Therefore, self-government involves much more than simply running around doing whatever comes to mind, whatever “floats your boat”, so to speak. Self-government involves limiting one's own behavior enough that one can credibly, peacefully, and responsibly participate in the mutually beneficial commonwealth of individuals envisioned by Locke.

Our Founders understood this truth about self-government, and they understood the central role that Christianity and biblical morality played in it. John Adams put it best in his oft-quoted statement,

We have no government armed with power capable of contending with human passions unbridled by morality and religion. Avarice, ambition, revenge or gallantry would break the strongest cords of our Constitution as a whale goes through a net. Our Constitution is designed only for a moral and religious people. It is wholly inadequate for any other.

Adams knew that there were only two things capable of containing humanity's inherent sin-nature driven lust to “do unto others before they do unto you.” These were religion and morality, or else stringent government imposed from outside by force. Adams knew that our Constitutional system, set up as it was on the principles of liberty and small government, was not “armed with power capable of contending” with mankind unleashed from the strictures of objective morality. Either man self-governs through the influence of religion and morality, or else man must be governed by police, laws, judges, and dictators.

“Ah,” one might counter, “what about atheists who lead good, and even moral lives?” “What of them?” , I would respond. To a man, their morality and ethics are simply cherry-picked from the Judeo-Christian morality that underlies our Western sense of the dignity of the individual. Even in their rejection of biblicism, they still implicitly accept it, if they lead lives that they feel can credibly be called “moral” or “ethical” in the eyes of society at large. The reason they understand that harming others if bad and respecting the rights of others is good, is because that is the ethos in which they were raised and absorbed, even if they explicitly reject the religion which gave rise to the ethos.

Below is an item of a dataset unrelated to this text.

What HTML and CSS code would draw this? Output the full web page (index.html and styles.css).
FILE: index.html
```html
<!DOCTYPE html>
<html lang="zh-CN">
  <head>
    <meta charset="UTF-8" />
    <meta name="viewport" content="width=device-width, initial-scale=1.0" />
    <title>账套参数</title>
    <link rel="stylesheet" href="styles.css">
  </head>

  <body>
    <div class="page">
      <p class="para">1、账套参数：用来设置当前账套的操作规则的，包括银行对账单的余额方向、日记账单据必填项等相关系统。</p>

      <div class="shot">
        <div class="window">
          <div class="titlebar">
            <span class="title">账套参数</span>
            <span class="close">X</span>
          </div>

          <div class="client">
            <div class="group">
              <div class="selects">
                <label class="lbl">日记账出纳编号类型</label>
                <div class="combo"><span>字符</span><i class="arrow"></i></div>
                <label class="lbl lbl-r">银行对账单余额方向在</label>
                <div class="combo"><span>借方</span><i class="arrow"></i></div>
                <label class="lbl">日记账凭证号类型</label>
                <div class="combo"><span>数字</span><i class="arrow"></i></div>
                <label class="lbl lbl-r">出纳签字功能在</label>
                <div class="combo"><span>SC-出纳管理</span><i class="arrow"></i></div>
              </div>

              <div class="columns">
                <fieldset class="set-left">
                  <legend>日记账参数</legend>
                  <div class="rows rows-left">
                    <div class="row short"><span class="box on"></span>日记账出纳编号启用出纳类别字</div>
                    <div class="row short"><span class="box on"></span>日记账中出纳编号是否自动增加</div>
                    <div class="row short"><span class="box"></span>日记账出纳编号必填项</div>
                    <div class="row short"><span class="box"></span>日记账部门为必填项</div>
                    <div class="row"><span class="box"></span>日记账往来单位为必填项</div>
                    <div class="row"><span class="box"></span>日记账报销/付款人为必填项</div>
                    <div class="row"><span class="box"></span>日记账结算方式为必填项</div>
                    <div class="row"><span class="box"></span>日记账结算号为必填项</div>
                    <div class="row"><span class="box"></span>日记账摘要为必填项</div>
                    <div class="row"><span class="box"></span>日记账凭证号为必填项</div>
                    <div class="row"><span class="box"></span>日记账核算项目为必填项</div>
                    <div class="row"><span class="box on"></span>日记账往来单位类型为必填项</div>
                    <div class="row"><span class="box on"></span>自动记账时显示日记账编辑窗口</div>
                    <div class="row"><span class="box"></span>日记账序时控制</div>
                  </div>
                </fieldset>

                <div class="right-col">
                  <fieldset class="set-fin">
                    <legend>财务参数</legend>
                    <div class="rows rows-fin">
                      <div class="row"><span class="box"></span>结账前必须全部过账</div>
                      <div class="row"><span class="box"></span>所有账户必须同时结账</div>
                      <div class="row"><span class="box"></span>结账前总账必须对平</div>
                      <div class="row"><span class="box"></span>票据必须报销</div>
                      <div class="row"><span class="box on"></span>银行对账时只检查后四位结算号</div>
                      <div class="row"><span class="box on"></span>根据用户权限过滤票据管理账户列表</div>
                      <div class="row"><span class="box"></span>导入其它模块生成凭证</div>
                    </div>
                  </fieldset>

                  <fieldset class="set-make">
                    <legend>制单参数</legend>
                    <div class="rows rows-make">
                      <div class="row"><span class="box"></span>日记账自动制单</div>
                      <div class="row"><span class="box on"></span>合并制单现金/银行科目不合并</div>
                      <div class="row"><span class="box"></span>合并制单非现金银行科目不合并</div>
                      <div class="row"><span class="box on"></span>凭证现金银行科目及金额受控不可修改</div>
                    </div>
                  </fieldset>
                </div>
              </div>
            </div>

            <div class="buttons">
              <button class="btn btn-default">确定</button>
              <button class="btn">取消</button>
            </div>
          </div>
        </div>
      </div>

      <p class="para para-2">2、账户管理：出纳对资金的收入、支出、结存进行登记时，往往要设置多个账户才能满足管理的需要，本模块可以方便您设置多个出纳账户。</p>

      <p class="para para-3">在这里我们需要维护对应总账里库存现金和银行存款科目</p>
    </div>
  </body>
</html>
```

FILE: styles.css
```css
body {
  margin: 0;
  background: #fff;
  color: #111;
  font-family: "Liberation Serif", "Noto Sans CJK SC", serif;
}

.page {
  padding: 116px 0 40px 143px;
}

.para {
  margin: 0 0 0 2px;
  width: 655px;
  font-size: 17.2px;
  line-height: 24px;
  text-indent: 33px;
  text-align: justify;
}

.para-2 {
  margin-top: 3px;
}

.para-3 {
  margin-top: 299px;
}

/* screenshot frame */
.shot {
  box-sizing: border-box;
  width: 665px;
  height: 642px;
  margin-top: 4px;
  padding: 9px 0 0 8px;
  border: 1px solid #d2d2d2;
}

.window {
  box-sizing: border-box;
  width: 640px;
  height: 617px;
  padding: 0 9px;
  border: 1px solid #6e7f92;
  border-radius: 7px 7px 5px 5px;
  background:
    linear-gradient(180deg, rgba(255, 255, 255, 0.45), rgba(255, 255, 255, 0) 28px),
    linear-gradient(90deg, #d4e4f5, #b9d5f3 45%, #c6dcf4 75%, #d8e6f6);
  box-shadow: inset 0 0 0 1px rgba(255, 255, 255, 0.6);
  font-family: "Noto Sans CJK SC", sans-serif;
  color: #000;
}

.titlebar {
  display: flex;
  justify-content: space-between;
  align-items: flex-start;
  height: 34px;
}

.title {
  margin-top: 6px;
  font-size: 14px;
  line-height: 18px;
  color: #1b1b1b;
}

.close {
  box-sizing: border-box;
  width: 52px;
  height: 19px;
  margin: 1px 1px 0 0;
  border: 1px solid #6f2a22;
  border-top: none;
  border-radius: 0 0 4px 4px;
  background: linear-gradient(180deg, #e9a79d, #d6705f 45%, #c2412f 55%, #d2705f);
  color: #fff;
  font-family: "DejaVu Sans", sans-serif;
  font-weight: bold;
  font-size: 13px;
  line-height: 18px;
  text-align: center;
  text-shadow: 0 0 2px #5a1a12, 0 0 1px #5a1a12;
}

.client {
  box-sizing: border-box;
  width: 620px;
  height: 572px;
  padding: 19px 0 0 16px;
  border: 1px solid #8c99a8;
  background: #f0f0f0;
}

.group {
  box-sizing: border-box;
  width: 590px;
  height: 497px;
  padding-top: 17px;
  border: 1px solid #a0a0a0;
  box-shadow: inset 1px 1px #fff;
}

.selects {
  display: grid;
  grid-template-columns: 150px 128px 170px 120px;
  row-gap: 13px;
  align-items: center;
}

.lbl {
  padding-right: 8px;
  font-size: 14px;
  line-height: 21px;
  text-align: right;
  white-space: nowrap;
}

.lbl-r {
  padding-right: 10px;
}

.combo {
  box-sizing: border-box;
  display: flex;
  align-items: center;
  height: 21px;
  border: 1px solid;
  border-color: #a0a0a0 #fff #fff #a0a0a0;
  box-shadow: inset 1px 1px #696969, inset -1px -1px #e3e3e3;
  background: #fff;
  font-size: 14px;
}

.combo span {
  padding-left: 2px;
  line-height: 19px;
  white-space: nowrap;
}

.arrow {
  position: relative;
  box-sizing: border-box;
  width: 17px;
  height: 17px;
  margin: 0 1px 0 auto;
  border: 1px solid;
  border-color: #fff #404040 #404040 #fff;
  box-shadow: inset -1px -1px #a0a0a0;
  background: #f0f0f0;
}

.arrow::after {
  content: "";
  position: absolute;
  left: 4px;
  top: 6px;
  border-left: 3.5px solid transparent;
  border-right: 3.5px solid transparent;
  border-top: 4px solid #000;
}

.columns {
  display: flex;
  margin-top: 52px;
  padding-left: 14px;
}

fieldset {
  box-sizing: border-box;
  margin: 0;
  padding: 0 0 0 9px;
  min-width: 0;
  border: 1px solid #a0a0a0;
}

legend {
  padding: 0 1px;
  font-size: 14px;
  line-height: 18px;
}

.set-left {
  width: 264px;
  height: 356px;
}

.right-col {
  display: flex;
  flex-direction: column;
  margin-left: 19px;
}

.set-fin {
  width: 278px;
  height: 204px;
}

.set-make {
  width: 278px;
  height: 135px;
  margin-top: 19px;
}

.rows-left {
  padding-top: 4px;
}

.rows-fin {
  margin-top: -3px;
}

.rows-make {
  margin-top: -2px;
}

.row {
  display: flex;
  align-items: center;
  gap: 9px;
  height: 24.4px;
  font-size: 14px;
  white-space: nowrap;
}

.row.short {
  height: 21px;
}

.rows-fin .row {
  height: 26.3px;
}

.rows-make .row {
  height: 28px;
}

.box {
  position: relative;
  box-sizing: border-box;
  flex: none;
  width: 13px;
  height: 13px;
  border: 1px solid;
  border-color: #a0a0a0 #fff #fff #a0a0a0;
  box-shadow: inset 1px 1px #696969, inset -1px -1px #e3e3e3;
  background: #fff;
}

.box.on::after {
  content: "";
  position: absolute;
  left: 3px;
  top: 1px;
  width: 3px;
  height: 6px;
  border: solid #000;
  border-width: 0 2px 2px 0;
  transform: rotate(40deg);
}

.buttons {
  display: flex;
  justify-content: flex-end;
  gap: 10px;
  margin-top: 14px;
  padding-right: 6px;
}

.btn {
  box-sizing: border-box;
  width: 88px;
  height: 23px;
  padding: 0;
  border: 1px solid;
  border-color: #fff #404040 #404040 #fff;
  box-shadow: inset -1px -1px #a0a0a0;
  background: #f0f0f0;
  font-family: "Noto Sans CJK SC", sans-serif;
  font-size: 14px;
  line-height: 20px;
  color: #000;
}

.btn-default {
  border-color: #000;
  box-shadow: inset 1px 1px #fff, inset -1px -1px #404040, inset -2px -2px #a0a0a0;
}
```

The truth of Adams' proposition is seen all around us. Earlier, I wrote about the great seachanges in morality that took place in our nation several decades ago. It is unsurprising that, concomitant with the Sexual Revolution and the rejection of traditional Christianity in America by many of our people, a whole host of social ills came into prominence. If you look at the graphs of things like crime rates, illegitimacy, welfare recipiency, and so forth, every time, they are basically flatlined until the late 1960s, when they spike sharply and stay high. All of these social ills are the result of a lack of self-control in some form or fashion – a freedom from the restraints of traditional morality.

So where has that brought us now? Well, another thing that has attended to the increasing rejection of traditional morality in America is the loss of individual liberties. One cannot blame big government alone for the loss of individual liberties and personal freedom. After all, the 1930s saw one of the most drastic increases in the scope and size of government in American history – a scope and size that continued all throughout the following decades, I might add. Yet, one cannot really say that most Americans were fundamentally any less free in their ability to speak, think, read, write, worship, or protect themselves freely than they had been in the 1920s or the 1890s or the 1860s.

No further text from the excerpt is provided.